Правда, кроме первого закона механики г-н Страхов ссылается еще на «великие философские учения Декарта и Лейбница»; но эта ссылка, очевидно, предназначена ad usum [202] тех читателей, для которых Декарт и Лейбниц суть страшные слова вроде «металла» и «жупела». Ибо всем прочим должно быть известно, что учения названных философов могут быть велики и важны в каком-нибудь другом отношении, но только не в том, о котором идет речь. Вопрос о взаимодействии духа и материи есть, как всякому известно, больное место картезианского дуализма и лейбницевой монадологии. Всем известны жалкие попытки решить задачу на почве этих систем. Теория «окказиональных причин» картезианца Гейлинкса и «предустановленная гармония» Лейбница остались в истории философии как последние образцы тех метафизических вымыслов, ни на чем не основанных и ничего не объясняющих, которые изобретались в таком обилии греческими философами и средневековыми схоластиками и более обнаруживали, нежели прикрывали бессилие отвлеченного рассудка.
202
К употреблению (лат.).
Но допустим, что в «окказионализме» и «предустановленной гармонии» заключается серьезная философская мысль; допустим даже, что этими теориями удовлетворительно решен вопрос об отношении между духом и веществом и что если они мне кажутся жалким вздором, то только потому, что я их не понимаю. Все это я могу допустить без малейшего ущерба для моего аргумента.
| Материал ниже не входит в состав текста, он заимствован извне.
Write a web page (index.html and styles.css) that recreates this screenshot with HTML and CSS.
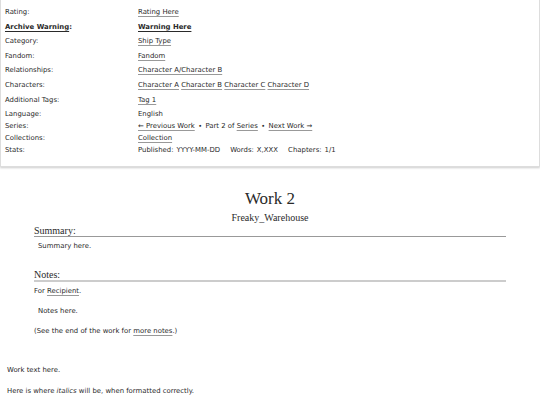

Припомним, в самом деле, из-за чего, собственно, вышел весь этот разговор о механике и о «великих учениях». Я утверждал (и утверждаю), что г-н Страхов, как сторонник механического мировоззрения, представляющего одно из направлений западной мысли, есть западник, притом западник односторонний, и что его «борьба с Западом» есть лишь звук, коего «значенье темно и ничтожно» [203] . На это г-н Страхов отвечает, что он не материалист и что он держится механического мировоззрения не только на физических, но и на метафизических основаниях, именно в смысле «великих философских учений Декарта и Лейбница». Такой ответ мог бы быть уместен, если бы два названных философа принадлежали не к Западу, а к какой-нибудь другой стране света. Но так как совершенно несомненно, что системы Декарта и Лейбница суть произведения западной и притом односторонней, отвлеченно метафизической философии, то апелляция к ним от обвинения в западничестве защитить не может. И какими бы полемическими любезностями ни осыпал меня по этому поводу почтенный критик, все-таки остается неопровержимым, что он принадлежит к числу односторонних западников и что его борьба с Западом есть явление – говоря его словами – загадочно-нелепое.
203
М. Ю. Лермонтов. «Есть речи – значенье...».